• Given exercise: Go through the material and tally the lines containing the string "components". Give the total alone.

>> START

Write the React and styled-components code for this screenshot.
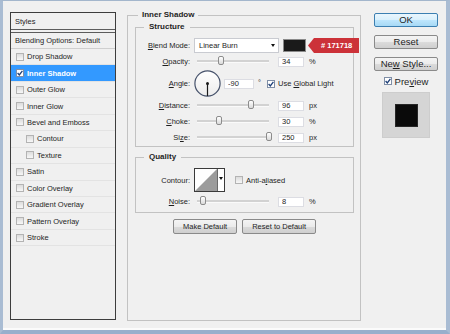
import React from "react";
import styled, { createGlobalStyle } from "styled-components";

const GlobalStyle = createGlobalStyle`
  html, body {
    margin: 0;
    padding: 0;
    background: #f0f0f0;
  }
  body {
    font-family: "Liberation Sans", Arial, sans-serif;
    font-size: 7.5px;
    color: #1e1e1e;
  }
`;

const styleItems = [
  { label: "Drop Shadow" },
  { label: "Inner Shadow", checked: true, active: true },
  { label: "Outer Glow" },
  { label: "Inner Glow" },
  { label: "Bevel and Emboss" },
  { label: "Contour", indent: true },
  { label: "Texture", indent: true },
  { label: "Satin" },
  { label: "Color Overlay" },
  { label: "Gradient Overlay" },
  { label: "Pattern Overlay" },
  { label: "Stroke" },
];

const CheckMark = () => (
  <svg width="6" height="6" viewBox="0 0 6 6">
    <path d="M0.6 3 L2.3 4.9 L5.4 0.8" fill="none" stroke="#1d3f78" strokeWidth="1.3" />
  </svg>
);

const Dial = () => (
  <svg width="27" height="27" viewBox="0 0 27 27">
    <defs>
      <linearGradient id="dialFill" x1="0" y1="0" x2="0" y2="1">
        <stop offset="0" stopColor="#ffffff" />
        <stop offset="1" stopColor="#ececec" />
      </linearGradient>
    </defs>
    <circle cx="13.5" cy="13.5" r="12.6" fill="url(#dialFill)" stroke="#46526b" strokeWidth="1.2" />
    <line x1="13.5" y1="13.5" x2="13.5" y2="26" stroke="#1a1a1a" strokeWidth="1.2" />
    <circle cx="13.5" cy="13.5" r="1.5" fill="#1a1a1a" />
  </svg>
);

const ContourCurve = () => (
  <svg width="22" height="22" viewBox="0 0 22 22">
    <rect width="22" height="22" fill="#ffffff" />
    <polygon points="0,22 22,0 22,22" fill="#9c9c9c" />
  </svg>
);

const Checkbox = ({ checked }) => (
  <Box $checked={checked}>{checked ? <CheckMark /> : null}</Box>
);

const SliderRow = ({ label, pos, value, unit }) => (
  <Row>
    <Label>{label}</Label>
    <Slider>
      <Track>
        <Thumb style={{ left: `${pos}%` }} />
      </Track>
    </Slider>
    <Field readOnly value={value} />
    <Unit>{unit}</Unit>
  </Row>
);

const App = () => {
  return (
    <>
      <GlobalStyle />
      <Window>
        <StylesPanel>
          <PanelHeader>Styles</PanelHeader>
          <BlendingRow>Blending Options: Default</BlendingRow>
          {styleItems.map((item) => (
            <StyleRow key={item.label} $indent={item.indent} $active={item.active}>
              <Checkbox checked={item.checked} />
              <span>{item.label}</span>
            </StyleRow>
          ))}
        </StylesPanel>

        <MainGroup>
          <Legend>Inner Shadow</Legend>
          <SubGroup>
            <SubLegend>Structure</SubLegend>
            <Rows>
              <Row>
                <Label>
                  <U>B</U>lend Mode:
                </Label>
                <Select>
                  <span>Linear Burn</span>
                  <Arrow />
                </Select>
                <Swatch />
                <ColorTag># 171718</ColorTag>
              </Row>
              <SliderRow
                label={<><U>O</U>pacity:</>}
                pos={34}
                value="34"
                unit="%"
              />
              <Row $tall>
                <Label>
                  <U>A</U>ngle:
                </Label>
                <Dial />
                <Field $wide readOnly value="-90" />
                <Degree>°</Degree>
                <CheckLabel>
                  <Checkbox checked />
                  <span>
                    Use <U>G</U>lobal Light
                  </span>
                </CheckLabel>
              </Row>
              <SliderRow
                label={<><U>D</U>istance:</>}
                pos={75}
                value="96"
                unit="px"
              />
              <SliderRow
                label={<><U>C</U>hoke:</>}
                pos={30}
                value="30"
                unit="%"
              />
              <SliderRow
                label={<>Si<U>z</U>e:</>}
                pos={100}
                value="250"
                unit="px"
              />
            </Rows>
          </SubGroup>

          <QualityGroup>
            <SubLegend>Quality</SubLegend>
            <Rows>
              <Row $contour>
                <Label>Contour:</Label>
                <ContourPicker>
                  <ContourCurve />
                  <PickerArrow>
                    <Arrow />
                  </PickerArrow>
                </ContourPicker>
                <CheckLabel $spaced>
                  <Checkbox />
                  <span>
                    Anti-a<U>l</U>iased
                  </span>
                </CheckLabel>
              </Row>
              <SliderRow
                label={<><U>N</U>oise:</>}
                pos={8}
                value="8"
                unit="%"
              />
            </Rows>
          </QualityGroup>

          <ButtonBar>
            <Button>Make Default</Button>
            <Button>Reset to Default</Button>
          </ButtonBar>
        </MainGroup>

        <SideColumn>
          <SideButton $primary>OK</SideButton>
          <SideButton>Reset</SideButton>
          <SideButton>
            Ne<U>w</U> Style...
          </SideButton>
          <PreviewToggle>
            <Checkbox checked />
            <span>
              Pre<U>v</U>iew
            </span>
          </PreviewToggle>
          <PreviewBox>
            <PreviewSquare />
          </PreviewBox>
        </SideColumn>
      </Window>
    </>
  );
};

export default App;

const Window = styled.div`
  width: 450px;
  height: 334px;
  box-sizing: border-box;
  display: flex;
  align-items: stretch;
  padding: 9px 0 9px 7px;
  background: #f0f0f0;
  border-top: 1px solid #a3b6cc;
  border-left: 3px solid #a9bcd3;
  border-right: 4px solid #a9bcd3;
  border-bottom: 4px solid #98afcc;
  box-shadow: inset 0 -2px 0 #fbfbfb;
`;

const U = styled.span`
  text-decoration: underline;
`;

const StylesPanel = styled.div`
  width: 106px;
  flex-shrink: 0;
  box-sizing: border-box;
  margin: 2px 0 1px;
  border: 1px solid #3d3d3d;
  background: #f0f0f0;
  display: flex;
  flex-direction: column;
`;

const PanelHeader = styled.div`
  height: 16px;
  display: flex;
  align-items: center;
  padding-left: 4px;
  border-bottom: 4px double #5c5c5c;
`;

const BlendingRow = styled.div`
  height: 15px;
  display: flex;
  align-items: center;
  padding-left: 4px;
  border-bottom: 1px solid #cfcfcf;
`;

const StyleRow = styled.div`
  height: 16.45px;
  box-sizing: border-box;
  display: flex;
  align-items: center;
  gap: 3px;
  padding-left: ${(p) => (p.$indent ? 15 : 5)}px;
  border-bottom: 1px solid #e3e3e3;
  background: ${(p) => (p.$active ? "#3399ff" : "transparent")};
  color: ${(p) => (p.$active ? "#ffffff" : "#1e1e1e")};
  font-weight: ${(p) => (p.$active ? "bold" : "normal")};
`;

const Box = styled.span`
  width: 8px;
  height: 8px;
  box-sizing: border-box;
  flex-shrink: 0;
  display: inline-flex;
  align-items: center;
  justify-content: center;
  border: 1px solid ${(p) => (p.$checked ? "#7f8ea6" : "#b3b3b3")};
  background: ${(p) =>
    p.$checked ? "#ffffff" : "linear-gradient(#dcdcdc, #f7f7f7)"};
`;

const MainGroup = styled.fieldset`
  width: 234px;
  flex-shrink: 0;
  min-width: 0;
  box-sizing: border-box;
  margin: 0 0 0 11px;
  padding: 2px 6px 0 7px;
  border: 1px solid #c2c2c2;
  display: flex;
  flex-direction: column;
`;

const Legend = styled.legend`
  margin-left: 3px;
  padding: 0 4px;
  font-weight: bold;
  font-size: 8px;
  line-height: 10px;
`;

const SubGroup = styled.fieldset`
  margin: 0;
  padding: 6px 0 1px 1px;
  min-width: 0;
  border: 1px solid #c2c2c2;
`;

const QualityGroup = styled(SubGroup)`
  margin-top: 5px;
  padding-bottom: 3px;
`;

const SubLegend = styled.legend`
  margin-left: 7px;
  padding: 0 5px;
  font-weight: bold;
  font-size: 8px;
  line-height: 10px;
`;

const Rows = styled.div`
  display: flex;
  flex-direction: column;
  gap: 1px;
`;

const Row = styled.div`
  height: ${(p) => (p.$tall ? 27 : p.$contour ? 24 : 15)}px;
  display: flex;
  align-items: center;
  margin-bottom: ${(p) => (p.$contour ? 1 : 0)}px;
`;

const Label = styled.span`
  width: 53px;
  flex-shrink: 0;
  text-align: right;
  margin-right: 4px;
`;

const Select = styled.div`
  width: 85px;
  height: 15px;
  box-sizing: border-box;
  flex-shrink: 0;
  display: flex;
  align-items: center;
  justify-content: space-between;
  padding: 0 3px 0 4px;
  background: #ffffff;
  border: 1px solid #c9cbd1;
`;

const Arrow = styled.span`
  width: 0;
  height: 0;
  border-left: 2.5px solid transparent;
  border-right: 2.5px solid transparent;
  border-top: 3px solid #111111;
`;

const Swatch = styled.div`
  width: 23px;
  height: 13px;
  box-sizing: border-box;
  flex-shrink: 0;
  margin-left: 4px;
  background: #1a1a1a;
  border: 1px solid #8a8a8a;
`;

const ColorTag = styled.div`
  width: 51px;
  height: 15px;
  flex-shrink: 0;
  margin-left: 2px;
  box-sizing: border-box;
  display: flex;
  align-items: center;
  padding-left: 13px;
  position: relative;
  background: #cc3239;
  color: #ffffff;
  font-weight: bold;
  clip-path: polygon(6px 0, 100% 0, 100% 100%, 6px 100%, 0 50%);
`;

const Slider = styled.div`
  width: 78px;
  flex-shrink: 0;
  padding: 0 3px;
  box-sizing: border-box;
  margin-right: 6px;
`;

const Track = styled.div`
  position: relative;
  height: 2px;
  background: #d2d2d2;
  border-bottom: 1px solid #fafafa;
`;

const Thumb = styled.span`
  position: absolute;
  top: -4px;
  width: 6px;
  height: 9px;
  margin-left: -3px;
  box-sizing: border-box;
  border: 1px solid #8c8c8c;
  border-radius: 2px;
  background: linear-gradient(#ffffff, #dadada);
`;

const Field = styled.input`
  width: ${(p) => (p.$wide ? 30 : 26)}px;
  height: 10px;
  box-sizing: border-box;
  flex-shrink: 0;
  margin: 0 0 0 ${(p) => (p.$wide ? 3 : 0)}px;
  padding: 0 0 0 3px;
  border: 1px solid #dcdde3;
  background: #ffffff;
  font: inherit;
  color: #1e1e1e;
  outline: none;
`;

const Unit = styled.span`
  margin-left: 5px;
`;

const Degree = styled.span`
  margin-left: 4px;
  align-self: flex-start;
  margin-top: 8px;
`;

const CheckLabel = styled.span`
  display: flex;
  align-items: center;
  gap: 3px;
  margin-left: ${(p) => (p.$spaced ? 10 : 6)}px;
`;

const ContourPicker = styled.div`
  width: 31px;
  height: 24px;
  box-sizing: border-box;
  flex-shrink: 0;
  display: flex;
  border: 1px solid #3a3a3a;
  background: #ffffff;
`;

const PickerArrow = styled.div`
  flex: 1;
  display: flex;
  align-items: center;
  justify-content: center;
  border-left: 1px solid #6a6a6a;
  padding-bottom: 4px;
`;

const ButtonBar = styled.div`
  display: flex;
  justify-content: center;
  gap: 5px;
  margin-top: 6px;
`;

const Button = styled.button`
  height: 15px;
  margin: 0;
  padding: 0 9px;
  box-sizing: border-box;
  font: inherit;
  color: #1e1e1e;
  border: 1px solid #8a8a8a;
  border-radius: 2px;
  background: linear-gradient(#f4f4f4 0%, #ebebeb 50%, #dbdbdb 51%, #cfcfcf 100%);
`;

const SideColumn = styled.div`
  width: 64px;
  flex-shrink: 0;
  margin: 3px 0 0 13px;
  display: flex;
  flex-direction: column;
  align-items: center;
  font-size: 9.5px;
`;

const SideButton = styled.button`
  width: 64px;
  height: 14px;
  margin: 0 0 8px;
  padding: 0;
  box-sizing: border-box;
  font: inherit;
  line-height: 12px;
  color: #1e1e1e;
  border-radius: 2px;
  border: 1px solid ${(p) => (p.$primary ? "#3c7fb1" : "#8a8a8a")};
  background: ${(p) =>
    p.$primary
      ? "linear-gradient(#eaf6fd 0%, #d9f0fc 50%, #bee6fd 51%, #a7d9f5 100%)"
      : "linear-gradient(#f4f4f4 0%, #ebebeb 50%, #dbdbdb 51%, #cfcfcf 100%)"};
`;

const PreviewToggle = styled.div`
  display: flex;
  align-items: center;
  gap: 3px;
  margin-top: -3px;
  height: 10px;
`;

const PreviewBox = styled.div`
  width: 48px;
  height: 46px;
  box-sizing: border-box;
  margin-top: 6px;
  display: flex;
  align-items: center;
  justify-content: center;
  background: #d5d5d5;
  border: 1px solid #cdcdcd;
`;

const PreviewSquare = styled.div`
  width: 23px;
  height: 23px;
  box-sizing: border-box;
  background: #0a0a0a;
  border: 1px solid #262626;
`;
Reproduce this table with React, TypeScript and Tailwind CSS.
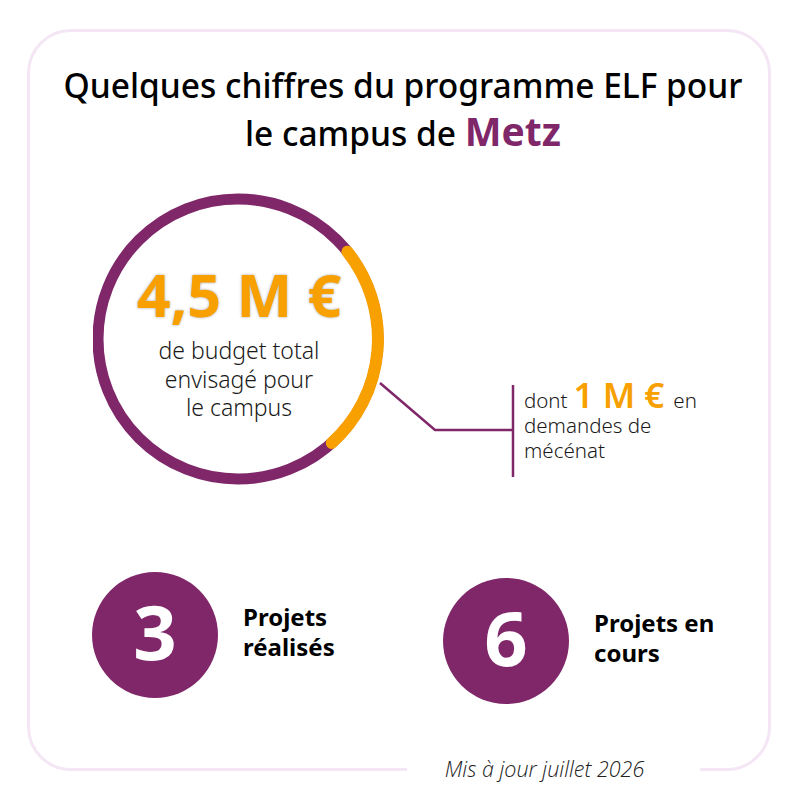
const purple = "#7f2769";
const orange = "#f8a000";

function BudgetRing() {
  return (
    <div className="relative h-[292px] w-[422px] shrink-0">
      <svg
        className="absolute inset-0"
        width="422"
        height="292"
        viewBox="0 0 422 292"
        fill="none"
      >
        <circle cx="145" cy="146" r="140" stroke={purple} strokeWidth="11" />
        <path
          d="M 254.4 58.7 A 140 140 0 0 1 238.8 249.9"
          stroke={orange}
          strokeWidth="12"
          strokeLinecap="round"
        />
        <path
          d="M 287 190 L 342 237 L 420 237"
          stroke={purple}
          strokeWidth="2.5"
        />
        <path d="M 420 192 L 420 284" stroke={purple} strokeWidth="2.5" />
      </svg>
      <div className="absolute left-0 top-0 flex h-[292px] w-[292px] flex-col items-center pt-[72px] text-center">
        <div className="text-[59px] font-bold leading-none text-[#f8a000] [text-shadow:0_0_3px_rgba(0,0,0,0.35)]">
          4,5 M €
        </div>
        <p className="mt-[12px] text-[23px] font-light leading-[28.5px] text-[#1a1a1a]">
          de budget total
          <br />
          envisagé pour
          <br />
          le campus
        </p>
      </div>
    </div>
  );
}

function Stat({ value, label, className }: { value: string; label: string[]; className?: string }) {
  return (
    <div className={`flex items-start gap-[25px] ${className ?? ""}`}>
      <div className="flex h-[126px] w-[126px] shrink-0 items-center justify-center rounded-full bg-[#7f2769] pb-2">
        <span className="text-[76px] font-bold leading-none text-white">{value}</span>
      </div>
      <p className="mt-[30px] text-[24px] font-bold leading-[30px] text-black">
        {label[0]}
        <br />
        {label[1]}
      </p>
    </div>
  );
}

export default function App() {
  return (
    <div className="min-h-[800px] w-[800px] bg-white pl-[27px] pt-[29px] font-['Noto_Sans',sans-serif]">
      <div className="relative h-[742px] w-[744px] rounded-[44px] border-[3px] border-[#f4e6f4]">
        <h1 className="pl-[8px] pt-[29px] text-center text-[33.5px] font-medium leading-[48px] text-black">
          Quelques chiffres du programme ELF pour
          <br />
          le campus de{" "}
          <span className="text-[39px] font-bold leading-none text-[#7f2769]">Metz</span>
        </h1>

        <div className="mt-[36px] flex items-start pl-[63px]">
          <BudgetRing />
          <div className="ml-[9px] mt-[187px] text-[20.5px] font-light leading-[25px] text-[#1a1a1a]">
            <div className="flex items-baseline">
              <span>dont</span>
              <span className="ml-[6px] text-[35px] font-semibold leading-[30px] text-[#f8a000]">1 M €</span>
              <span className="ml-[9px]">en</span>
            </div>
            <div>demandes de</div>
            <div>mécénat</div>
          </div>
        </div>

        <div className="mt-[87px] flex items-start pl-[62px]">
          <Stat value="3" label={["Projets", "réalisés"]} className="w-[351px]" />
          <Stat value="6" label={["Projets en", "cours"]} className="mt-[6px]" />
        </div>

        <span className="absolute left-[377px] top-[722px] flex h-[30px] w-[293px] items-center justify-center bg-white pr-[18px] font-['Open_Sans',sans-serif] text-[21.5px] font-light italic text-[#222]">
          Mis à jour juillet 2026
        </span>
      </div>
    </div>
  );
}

>> END

• Written response: 2